┏━━

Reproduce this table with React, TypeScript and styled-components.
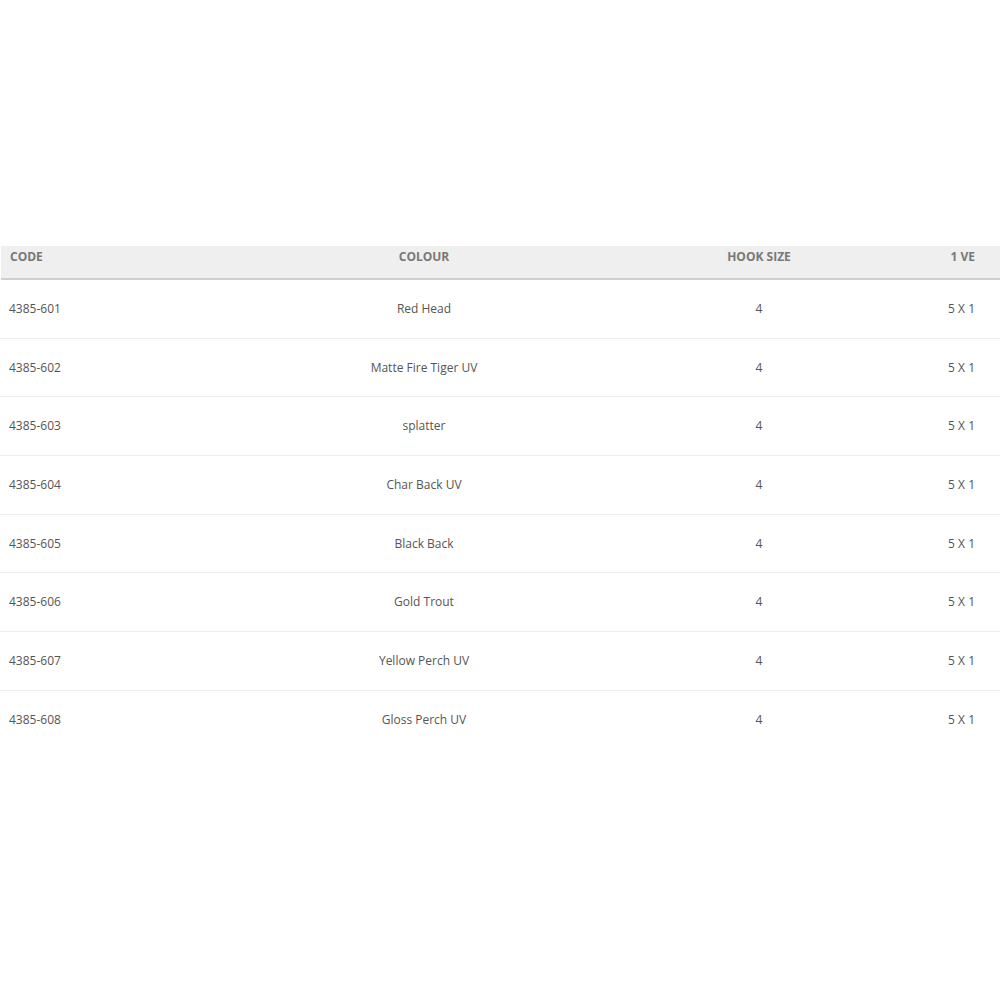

┗━━
┏━━

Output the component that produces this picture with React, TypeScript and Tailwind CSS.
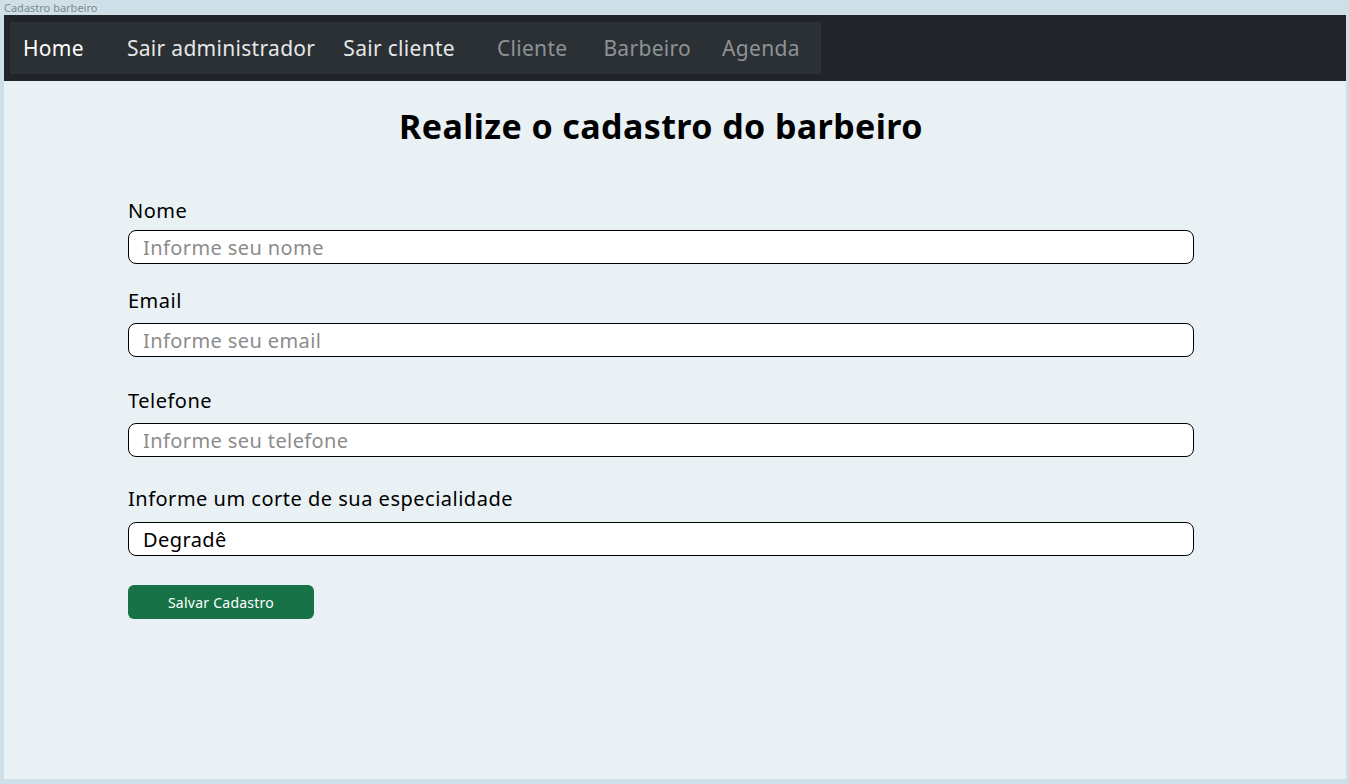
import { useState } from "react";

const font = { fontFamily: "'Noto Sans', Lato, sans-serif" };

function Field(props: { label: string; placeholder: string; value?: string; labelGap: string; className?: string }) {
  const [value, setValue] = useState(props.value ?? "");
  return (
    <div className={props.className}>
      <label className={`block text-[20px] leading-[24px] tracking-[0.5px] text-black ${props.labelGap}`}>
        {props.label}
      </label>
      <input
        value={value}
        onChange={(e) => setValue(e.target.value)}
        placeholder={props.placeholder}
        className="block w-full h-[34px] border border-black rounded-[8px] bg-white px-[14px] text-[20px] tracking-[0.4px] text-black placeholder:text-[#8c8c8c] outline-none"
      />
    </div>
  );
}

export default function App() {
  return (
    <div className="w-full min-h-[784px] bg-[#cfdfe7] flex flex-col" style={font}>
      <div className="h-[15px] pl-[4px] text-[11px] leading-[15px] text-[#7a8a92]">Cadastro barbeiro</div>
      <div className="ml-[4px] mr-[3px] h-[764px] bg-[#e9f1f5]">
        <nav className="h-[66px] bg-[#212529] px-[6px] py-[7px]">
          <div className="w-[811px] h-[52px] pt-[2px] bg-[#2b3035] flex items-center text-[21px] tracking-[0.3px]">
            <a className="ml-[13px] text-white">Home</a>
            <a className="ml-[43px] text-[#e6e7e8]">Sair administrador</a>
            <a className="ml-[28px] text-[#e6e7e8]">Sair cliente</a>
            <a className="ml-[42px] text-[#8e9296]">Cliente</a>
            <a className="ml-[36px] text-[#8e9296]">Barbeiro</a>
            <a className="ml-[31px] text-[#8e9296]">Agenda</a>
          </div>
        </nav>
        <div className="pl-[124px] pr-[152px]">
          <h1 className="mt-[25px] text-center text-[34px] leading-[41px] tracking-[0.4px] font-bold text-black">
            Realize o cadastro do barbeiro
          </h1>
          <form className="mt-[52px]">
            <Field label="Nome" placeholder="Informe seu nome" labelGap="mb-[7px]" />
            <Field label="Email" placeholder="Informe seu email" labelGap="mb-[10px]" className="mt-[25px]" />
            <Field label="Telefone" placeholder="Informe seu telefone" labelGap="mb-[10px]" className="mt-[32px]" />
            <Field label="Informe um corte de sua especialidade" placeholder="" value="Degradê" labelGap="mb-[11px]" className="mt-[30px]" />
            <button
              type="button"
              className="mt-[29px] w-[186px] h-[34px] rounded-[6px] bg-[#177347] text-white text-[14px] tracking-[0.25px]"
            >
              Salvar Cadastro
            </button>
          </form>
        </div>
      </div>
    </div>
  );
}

┗━━

§ Job: Find the word "TypeScript" in the entries, and copy every line it shows up in.

§ Solution to this task:
Reproduce this table with React, TypeScript and styled-components.
Output the component that produces this picture with React, TypeScript and Tailwind CSS.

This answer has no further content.